• WRITTEN TASK: Read the lines below. Copy out any that hold the string "styles".

--- START OF SUPPLIED INFORMATION ---

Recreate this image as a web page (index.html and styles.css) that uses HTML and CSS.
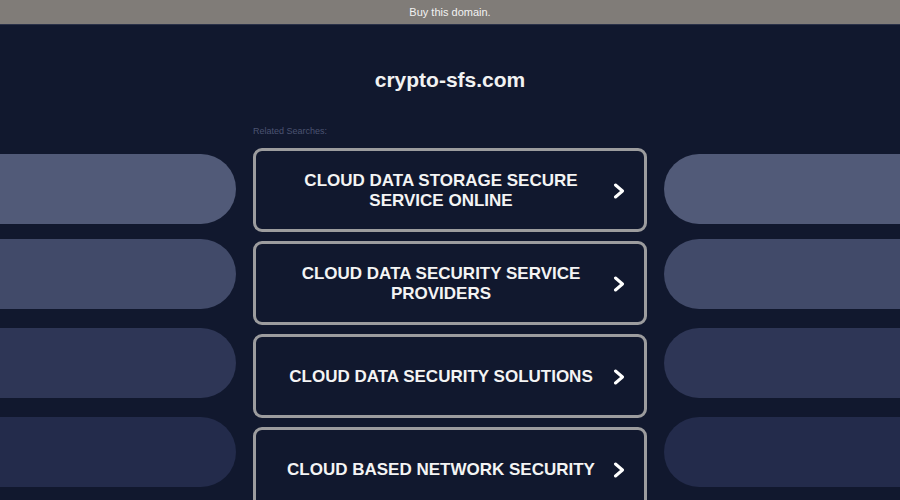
FILE: index.html
```html
<!DOCTYPE html>
<html lang="en">
<head>
<meta charset="utf-8">
<title>crypto-sfs.com</title>
<link rel="stylesheet" href="styles.css">
</head>
<body>
<div class="topbar">Buy this domain.</div>
<header class="head"><h1 class="domain">crypto-sfs.com</h1></header>
<main class="layout">
  <div class="side side-left">
    <div class="pill p1"></div>
    <div class="pill p2"></div>
    <div class="pill p3"></div>
    <div class="pill p4"></div>
  </div>
  <div class="center">
    <p class="label">Related Searches:</p>
    <a class="card" href="#"><span class="card-text">CLOUD DATA STORAGE SECURE SERVICE ONLINE</span><svg class="chev" viewBox="0 0 12 16" width="12" height="16"><polyline points="2.5,2 9.5,8 2.5,14" fill="none" stroke="#fff" stroke-width="3" stroke-linecap="round" stroke-linejoin="round"/></svg></a>
    <a class="card" href="#"><span class="card-text">CLOUD DATA SECURITY SERVICE PROVIDERS</span><svg class="chev" viewBox="0 0 12 16" width="12" height="16"><polyline points="2.5,2 9.5,8 2.5,14" fill="none" stroke="#fff" stroke-width="3" stroke-linecap="round" stroke-linejoin="round"/></svg></a>
    <a class="card" href="#"><span class="card-text">CLOUD DATA SECURITY SOLUTIONS</span><svg class="chev" viewBox="0 0 12 16" width="12" height="16"><polyline points="2.5,2 9.5,8 2.5,14" fill="none" stroke="#fff" stroke-width="3" stroke-linecap="round" stroke-linejoin="round"/></svg></a>
    <a class="card" href="#"><span class="card-text">CLOUD BASED NETWORK SECURITY</span><svg class="chev" viewBox="0 0 12 16" width="12" height="16"><polyline points="2.5,2 9.5,8 2.5,14" fill="none" stroke="#fff" stroke-width="3" stroke-linecap="round" stroke-linejoin="round"/></svg></a>
  </div>
  <div class="side side-right">
    <div class="pill p1"></div>
    <div class="pill p2"></div>
    <div class="pill p3"></div>
    <div class="pill p4"></div>
  </div>
</main>
</body>
</html>
```
FILE: styles.css
```css
html, body {
  margin: 0;
  padding: 0;
}
body {
  background: #11182e;
  font-family: "Liberation Sans", Arial, sans-serif;
  height: 500px;
  overflow: hidden;
}
.topbar {
  height: 25px;
  line-height: 24px;
  background: #807c78;
  color: #f2f2f2;
  font-size: 11px;
  text-align: center;
  border-bottom: 1px solid #2a3148;
  box-sizing: border-box;
}
.head {
  padding: 42px 0 33px;
  text-align: center;
}
.domain {
  margin: 0;
  font-size: 21px;
  line-height: 26px;
  font-weight: bold;
  color: #f2f2f2;
}
.layout {
  display: grid;
  grid-template-columns: 236px 394px 236px;
  column-gap: 17px;
  margin-top: -2px;
}
.side {
  display: flex;
  flex-direction: column;
  padding-top: 30px;
}
.pill {
  height: 70px;
  flex: none;
}
.side-left .pill {
  border-radius: 0 35px 35px 0;
}
.side-right .pill {
  border-radius: 35px 0 0 35px;
}
.pill.p2 { margin-top: 15px; }
.pill.p3 { margin-top: 19px; }
.pill.p4 { margin-top: 19px; }
.p1 { background: #515a78; }
.p2 { background: #414a69; }
.p3 { background: #2e3656; }
.p4 { background: #232b4b; }
.center {
  display: flex;
  flex-direction: column;
}
.label {
  margin: 0 0 10px;
  font-size: 9px;
  line-height: 14px;
  color: #4b5371;
}
.card {
  display: flex;
  align-items: center;
  height: 84px;
  box-sizing: border-box;
  border: 3px solid #9c9c9e;
  border-radius: 9px;
  padding: 2px 19px 0 30px;
  margin-bottom: 9px;
  text-decoration: none;
  flex: none;
}
.card-text {
  flex: 1;
  text-align: center;
  color: #f4f4f4;
  font-weight: bold;
  font-size: 17px;
  line-height: 20.5px;
}
.chev {
  flex: none;
  margin-left: 17px;
  display: block;
}
```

--- END OF SUPPLIED INFORMATION ---

• FULL ANSWER:
Recreate this image as a web page (index.html and styles.css) that uses HTML and CSS.
<link rel="stylesheet" href="styles.css">
FILE: styles.css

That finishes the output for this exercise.